# Problem to work on
Exclude the pictures and return every line exactly as written.

==========

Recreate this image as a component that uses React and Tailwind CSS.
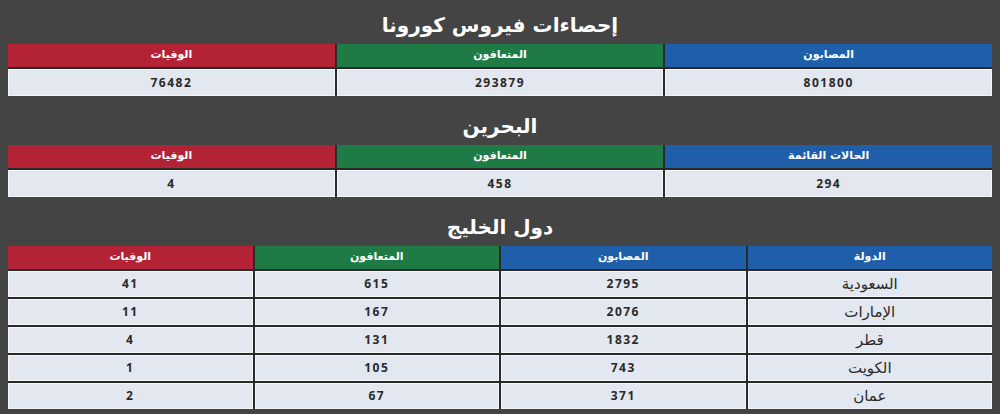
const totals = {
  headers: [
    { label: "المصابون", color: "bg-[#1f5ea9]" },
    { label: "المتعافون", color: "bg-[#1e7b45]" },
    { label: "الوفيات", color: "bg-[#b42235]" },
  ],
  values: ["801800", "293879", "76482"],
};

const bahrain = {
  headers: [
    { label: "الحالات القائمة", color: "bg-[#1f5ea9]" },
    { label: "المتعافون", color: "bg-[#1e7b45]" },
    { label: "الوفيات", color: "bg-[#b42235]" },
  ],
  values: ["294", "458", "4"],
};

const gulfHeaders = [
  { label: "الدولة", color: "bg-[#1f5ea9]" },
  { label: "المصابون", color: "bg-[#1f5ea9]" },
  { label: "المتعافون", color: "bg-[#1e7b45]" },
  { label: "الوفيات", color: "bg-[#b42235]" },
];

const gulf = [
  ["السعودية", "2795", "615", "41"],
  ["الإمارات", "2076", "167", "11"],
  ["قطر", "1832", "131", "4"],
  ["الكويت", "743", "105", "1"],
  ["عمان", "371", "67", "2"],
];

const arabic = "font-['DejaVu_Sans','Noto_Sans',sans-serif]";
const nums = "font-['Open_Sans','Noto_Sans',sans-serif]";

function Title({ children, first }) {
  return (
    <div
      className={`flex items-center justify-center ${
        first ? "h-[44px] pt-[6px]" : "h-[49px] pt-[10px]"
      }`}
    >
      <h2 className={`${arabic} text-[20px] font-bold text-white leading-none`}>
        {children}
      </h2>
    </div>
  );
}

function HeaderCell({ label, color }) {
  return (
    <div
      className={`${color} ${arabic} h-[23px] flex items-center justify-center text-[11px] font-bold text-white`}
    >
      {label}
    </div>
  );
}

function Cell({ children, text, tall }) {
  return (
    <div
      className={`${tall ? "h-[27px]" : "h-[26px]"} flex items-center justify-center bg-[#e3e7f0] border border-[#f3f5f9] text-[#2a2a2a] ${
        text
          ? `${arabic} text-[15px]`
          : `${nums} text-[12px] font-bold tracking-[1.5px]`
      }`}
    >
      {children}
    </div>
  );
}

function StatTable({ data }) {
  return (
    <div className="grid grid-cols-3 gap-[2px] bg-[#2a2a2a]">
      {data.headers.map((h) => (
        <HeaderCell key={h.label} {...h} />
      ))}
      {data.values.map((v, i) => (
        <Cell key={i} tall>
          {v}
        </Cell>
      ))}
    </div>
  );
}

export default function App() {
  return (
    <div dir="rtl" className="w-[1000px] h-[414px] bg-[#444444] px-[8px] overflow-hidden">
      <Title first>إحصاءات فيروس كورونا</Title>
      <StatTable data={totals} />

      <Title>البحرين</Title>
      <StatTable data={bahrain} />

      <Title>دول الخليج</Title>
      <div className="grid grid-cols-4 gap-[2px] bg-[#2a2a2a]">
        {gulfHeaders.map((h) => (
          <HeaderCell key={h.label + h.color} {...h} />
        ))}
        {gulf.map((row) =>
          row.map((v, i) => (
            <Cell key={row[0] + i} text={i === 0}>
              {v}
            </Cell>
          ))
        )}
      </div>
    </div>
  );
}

==========

# Completed task
Recreate this image as a component that uses React and Tailwind CSS.
const totals = {
  headers: [
    { label: "المصابون", color: "bg-[#1f5ea9]" },
    { label: "المتعافون", color: "bg-[#1e7b45]" },
    { label: "الوفيات", color: "bg-[#b42235]" },
  ],
  values: ["801800", "293879", "76482"],
};

const bahrain = {
  headers: [
    { label: "الحالات القائمة", color: "bg-[#1f5ea9]" },
    { label: "المتعافون", color: "bg-[#1e7b45]" },
    { label: "الوفيات", color: "bg-[#b42235]" },
  ],
  values: ["294", "458", "4"],
};

const gulfHeaders = [
  { label: "الدولة", color: "bg-[#1f5ea9]" },
  { label: "المصابون", color: "bg-[#1f5ea9]" },
  { label: "المتعافون", color: "bg-[#1e7b45]" },
  { label: "الوفيات", color: "bg-[#b42235]" },
];

const gulf = [
  ["السعودية", "2795", "615", "41"],
  ["الإمارات", "2076", "167", "11"],
  ["قطر", "1832", "131", "4"],
  ["الكويت", "743", "105", "1"],
  ["عمان", "371", "67", "2"],
];

const arabic = "font-['DejaVu_Sans','Noto_Sans',sans-serif]";
const nums = "font-['Open_Sans','Noto_Sans',sans-serif]";

function Title({ children, first }) {
  return (
    <div
      className={`flex items-center justify-center ${
        first ? "h-[44px] pt-[6px]" : "h-[49px] pt-[10px]"
      }`}
    >
      <h2 className={`${arabic} text-[20px] font-bold text-white leading-none`}>
        {children}
      </h2>
    </div>
  );
}

function HeaderCell({ label, color }) {
  return (
    <div
      className={`${color} ${arabic} h-[23px] flex items-center justify-center text-[11px] font-bold text-white`}
    >
      {label}
    </div>
  );
}

function Cell({ children, text, tall }) {
  return (
    <div
      className={`${tall ? "h-[27px]" : "h-[26px]"} flex items-center justify-center bg-[#e3e7f0] border border-[#f3f5f9] text-[#2a2a2a] ${
        text
          ? `${arabic} text-[15px]`
          : `${nums} text-[12px] font-bold tracking-[1.5px]`
      }`}
    >
      {children}
    </div>
  );
}

function StatTable({ data }) {
  return (
    <div className="grid grid-cols-3 gap-[2px] bg-[#2a2a2a]">
      {data.headers.map((h) => (
        <HeaderCell key={h.label} {...h} />
      ))}
      {data.values.map((v, i) => (
        <Cell key={i} tall>
          {v}
        </Cell>
      ))}
    </div>
  );
}

export default function App() {
  return (
    <div dir="rtl" className="w-[1000px] h-[414px] bg-[#444444] px-[8px] overflow-hidden">
      <Title first>إحصاءات فيروس كورونا</Title>
      <StatTable data={totals} />

      <Title>البحرين</Title>
      <StatTable data={bahrain} />

      <Title>دول الخليج</Title>
      <div className="grid grid-cols-4 gap-[2px] bg-[#2a2a2a]">
        {gulfHeaders.map((h) => (
          <HeaderCell key={h.label + h.color} {...h} />
        ))}
        {gulf.map((row) =>
          row.map((v, i) => (
            <Cell key={row[0] + i} text={i === 0}>
              {v}
            </Cell>
          ))
        )}
      </div>
    </div>
  );
}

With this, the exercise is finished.